Governor Fubara may be silent, but silence is not surrender. It is the patience of a man who understands that history does not reward noise-makers, but honours those who stood firm when it mattered. Long after insults fade and conspiracies collapse, one truth will remain; in the darkest season of Rivers politics, he chose peace over provocation, governance over grudges, and the future over fear. And that, more than anything else, explains why some people are afraid of him.

Governor Fubara’s patience is not ignorance, it is foresight. His silence is not surrender; it is strategy. His calm is not fear, it is confidence. He understands what agitators refuse to learn: leadership is not a street fight; it is stewardship. He believes that power does not need to shout to be real. Authority does not need insults to be effective. 

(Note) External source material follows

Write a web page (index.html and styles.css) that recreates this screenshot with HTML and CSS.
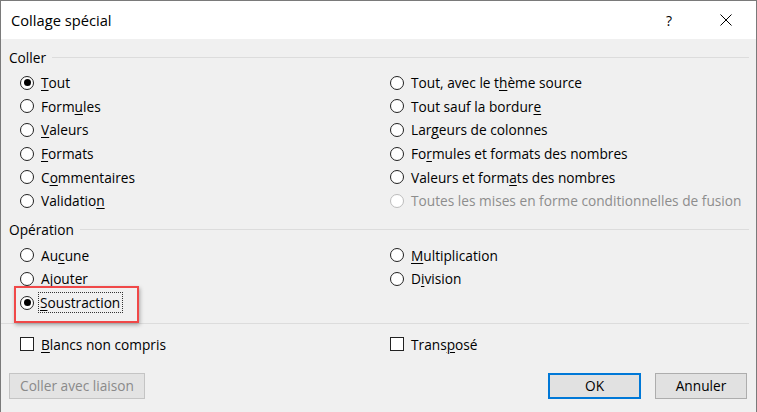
FILE: index.html
```html
<!DOCTYPE html>
<html lang="fr">
<head>
  <meta charset="UTF-8">
  <title>Collage spécial</title>
  <meta name="viewport" content="width=device-width, initial-scale=1">
  <link rel="stylesheet" href="styles.css">
</head>
<body>

  <div class="dialog">
    <div class="titlebar">
      <span class="title">Collage spécial</span>
      <span class="help">?</span>
      <span class="close">
        <svg width="12" height="12" viewBox="0 0 12 12"><path d="M0.5 0.5 L11.5 11.5 M11.5 0.5 L0.5 11.5" stroke="#000" stroke-width="1" fill="none"/></svg>
      </span>
    </div>

    <div class="content">
      <div class="group-title"><span>Coller</span></div>
      <div class="options">
        <label class="opt"><span class="radio checked"></span><span><u>T</u>out</span></label>
        <label class="opt"><span class="radio"></span><span>Tout, avec le t<u>h</u>ème source</span></label>
        <label class="opt"><span class="radio"></span><span>Form<u>u</u>les</span></label>
        <label class="opt"><span class="radio"></span><span>Tout sauf la bordur<u>e</u></span></label>
        <label class="opt"><span class="radio"></span><span><u>V</u>aleurs</span></label>
        <label class="opt"><span class="radio"></span><span>Lar<u>g</u>eurs de colonnes</span></label>
        <label class="opt"><span class="radio"></span><span><u>F</u>ormats</span></label>
        <label class="opt"><span class="radio"></span><span>Fo<u>r</u>mules et formats des nombres</span></label>
        <label class="opt"><span class="radio"></span><span>C<u>o</u>mmentaires</span></label>
        <label class="opt"><span class="radio"></span><span>Valeurs et form<u>a</u>ts des nombres</span></label>
        <label class="opt"><span class="radio"></span><span>Validatio<u>n</u></span></label>
        <label class="opt disabled"><span class="radio"></span><span>Toutes les mises en forme conditionnelles de fusion</span></label>
      </div>

      <div class="group-title op"><span>Opération</span></div>
      <div class="options">
        <label class="opt"><span class="radio"></span><span>Au<u>c</u>une</span></label>
        <label class="opt"><span class="radio"></span><span><u>M</u>ultiplication</span></label>
        <label class="opt"><span class="radio"></span><span>A<u>j</u>outer</span></label>
        <label class="opt"><span class="radio"></span><span>D<u>i</u>vision</span></label>
        <label class="opt highlight"><span class="radio checked"></span><span class="focus"><u>S</u>oustraction</span></label>
      </div>

      <div class="separator"></div>

      <div class="options checks">
        <label class="opt"><span class="checkbox"></span><span><u>B</u>lancs non compris</span></label>
        <label class="opt"><span class="checkbox"></span><span>Trans<u>p</u>osé</span></label>
      </div>

      <div class="buttons">
        <button class="btn link" disabled>Coller avec liaison</button>
        <span class="spacer"></span>
        <button class="btn ok">OK</button>
        <button class="btn">Annuler</button>
      </div>
    </div>
  </div>

</body>
</html>
```

FILE: styles.css
```css
* { margin: 0; padding: 0; box-sizing: border-box; }
body {
  width: 757px;
  height: 412px;
  overflow: hidden;
  background: #f0f0f0;
  font-family: 'Segoe UI', 'Open Sans', sans-serif;
  font-size: 13.7px;
  color: #000;
}
.dialog {
  height: 412px;
  border: 1px solid #7a7a7a;
  border-bottom: none;
  background: #f0f0f0;
}
.titlebar {
  height: 38px;
  background: #fff;
  display: flex;
  align-items: center;
  padding-left: 10px;
}
.title { font-size: 14.7px; flex: 1; }
.help { font-size: 14px; width: 12px; margin-right: 42px; }
.close { width: 12px; height: 12px; margin-right: 24px; display: flex; }

.content { padding: 0 7px 0 8px; }

.group-title {
  height: 20px;
  margin-top: 8px;
  display: flex;
  align-items: center;
}
.group-title::after {
  content: "";
  flex: 1;
  height: 1px;
  background: #dcdcdc;
  margin-left: 6px;
}
.group-title.op { margin-top: 7px; }

.options {
  margin: 4px 0 0 11px;
  display: grid;
  grid-template-columns: 370px 1fr;
  grid-auto-rows: 23.6px;
}
.opt {
  display: flex;
  align-items: center;
  gap: 7px;
  white-space: nowrap;
}
.opt.disabled { color: #8d8d8d; }
.opt u { text-decoration-thickness: 1px; text-underline-offset: 2px; }

.radio {
  width: 14px;
  height: 14px;
  border: 1px solid #222;
  border-radius: 50%;
  background: #fff;
  display: flex;
  align-items: center;
  justify-content: center;
  flex-shrink: 0;
}
.radio.checked::after {
  content: "";
  width: 7px;
  height: 7px;
  border-radius: 50%;
  background: #000;
}
.opt.disabled .radio { border-color: #bcbcbc; }

.highlight { position: relative; }
.highlight::before {
  content: "";
  box-sizing: border-box;
  position: absolute;
  left: -6px;
  top: -5px;
  width: 125px;
  height: 37px;
  border: 2px solid #f04848;
  box-shadow: 1px 2px 4px rgba(0, 0, 0, 0.3);
}
.focus {
  outline: 1px dotted #333;
  outline-offset: 0;
  padding: 0 2px 0 1px;
  margin-left: -2px;
  line-height: 19px;
}

.separator {
  height: 1px;
  background: #dcdcdc;
  margin: 9px 0 0 -8px;
}

.checks { margin-top: 8px; }
.checkbox {
  width: 14px;
  height: 14px;
  border: 1px solid #222;
  background: #fff;
  flex-shrink: 0;
}

.buttons {
  display: flex;
  gap: 14px;
  margin: 17px 2px 0 0;
}
.spacer { flex: 1; }
.btn {
  height: 26px;
  width: 92px;
  border: 1px solid #adadad;
  background: #e1e1e1;
  font-family: inherit;
  font-size: 13.7px;
  color: #000;
}
.btn.ok { width: 93px; border: 2px solid #0078d7; }
.btn.link {
  width: 136px;
  color: #8a8a8a;
  border-color: #c4c4c4;
  background: #e3e3e3;
}
```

As the elders say: “He who hates advice hates his own future.” In times like these, counsel sounds like arrogance to the proud, correction feels like oppression to the insecure, and truth becomes lonely. Fubara listens to institutions, to elders, to the law, and to the long-term interest of Rivers people. He chose governance over grandstanding. When wisdom retreats, mediocrity celebrates. When the wise are mocked, the reckless feel validated. 

Leadership becomes performance, not service. Emotional impulses replace reason. This was the trap laid for Governor Fubara. He refused to fall into it. He absorbed insults without retaliation, endured misrepresentation without malice, and chose survival over spectacle. This is why they are afraid of Siminalayi Fubara.

Kelvin James is a Public Affairs analyst and writes from Port Harcourt.